After about two hours a bus pulled up by our tree and Prakash jumped down. ‘These dehati [rustic] places!’ he said. ‘I had to walk four kilometres back from the town before I got any transport.’
I wondered vaguely what good the can of oil he was carrying would do if it was just going to pour out through the hole in the chamber, but I need not have worried. Prakash stuffed a piece of rag into the hole, poured the oil into the engine, jumped into his seat and started revving the engine. Satisfied that there was not too much knocking, he told us to get in quickly and set off again.
The next town – it was really just an overgrown village – was Devri. It was off the main road, underneath a hill covered with patchy forest. The biggest building in the town was the police station, which had ‘Patriotism and Service of the People’ painted on one wall in big red letters. Prakash, however, would not have dreamt of trying out the police's patriotism and service in this or any other difficulty he found himself in – the only service you will get on the Indian roads is from the people themselves.

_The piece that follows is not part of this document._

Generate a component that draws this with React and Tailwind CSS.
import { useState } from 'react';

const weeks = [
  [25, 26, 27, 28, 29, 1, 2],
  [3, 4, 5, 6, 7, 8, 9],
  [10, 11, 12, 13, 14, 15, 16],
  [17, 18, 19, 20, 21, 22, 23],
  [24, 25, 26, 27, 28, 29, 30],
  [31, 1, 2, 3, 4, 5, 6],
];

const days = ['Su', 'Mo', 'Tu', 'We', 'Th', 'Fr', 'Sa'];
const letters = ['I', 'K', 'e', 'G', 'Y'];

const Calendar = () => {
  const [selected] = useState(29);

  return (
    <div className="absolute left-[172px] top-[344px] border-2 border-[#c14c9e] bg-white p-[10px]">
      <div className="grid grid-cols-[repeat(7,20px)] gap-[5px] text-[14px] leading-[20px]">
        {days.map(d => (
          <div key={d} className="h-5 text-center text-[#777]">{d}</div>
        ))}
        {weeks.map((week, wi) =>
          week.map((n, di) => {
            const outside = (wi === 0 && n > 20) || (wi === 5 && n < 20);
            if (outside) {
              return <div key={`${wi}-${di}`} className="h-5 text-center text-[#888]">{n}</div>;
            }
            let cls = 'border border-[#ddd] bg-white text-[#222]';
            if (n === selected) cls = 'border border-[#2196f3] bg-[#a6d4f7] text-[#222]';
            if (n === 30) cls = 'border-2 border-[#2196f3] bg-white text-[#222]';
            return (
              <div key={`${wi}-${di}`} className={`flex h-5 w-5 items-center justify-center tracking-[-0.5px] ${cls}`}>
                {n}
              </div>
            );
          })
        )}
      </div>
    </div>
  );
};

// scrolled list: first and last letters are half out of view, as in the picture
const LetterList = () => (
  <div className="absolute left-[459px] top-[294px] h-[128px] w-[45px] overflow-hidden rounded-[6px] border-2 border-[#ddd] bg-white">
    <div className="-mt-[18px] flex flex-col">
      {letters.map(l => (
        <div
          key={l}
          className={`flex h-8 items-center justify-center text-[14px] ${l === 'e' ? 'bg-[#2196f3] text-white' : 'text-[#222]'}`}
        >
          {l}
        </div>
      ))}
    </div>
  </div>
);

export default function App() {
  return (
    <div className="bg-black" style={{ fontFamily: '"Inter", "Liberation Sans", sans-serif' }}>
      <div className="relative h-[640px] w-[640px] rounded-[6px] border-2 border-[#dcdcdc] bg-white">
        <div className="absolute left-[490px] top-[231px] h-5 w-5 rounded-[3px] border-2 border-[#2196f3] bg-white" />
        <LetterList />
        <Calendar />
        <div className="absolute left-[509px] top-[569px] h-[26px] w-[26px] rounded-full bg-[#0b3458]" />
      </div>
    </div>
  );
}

Devri didn't even boast an Ambassador mistri, or mechanic, but there was an expert in tractors and Prakash persuaded him that removing the oil-chamber of the car wasn't very different from performing the same operation on a tractor. All went well until they discovered one nut of a different size. The mistri tried all his spanners, but none would fit. He turned to Prakash in triumph and said, ‘I told you that we should not play around with this, but you wouldn't listen. Now you have lost another lot of oil.’
Prakash was not so easily defeated. He found a pipe, hammered it into something like the shape of the nut and managed to loosen it. After that it was all plain sailing. Devri did have a welder and so the hole in the chamber was plugged somewhat more substantially than before, and we started on the road to Jabalpur again.
Passing through one village, I noticed a small, squat building tilting precariously. It was advertised as ‘The Leaning Temple of Lolri’. Unlike its more famous counterpart in Pisa, the Lolri temple showed no sign of becoming a tourist attraction.
At about five thirty in the evening, we hit a stretch of road which was being rebuilt. Unfortunately the government seemed to have run out of money and the national highway deteriorated into a cart track for about twenty miles. The central government provides the funds for national highways but the state governments build and maintain them. That inevitably means that much of the money allocated for national highways gets siphoned off into projects dearer to the heart of the state government. An abandoned road-roller and occasional piles of stones were the only signs of the Madhya Pradesh government's intention to rebuild this national highway between the state capital and Jabalpur, the seat of the High Court.
When the government of independent India merged the British Central Provinces with a collection of princely states to form Madhya Pradesh, there were several rival claimants for the honour – and, of course, the commercial advantage – of being the state capital. In an attempt to satisfy everyone, Bhopal, somewhere near the centre of the state, was made the capital. Jabalpur in the east was given the High Court, Gwalior in the north was given the Revenue Board, and Indore in the south was given the Public Services Commission, which has the all-important responsibility of
supervising government recruitment – altogether not a very convenient arrangement considering the condition of Madhya Pradesh's roads.
Thirteen hours after leaving Bhopal we finally reached Jabalpur, a distance of 200 miles. An official of Bharat Bhavan had confidently assured us that it would only take six hours. There was no question of going on to our rest house at Mandla, the nearest district headquarters to Jangarh's village, so we made our way to Jackson's Hotel. The Jacksons have long-since gone and the hotel is now in the hands of the Chadhas, a family who before partition used to have a lucrative contract for providing the army with supplies, including wines and spirits, in Peshawar, the capital of the North West Frontier Province. Fortunately they have not changed the hotel very much. The entrance that night seemed rather forbidding but the staff inside were more welcoming than the condescending young graduates who operate India's new five-star hotels. The rooms were far more spacious and the prices very much more reasonable too. There were notices on the walls of the rooms requesting ‘valued guests leaving early in the morning or in the odd hours of the night to get their bills cleared by 10 p.m. on the previous night to avoid inconvenience’. The notice ended, ‘Your cooperation is solicited.’ We had decided not to leave at an odd hour, though, so there was no need to cooperate in this matter at least.
The front seat of the car decided to sleep three in one room, but I need not have worried – the barriers were not going up again. When I suggested that we all meet in my room for a drink, Iyer said, ‘We have a little shopping to do and then we will join you.’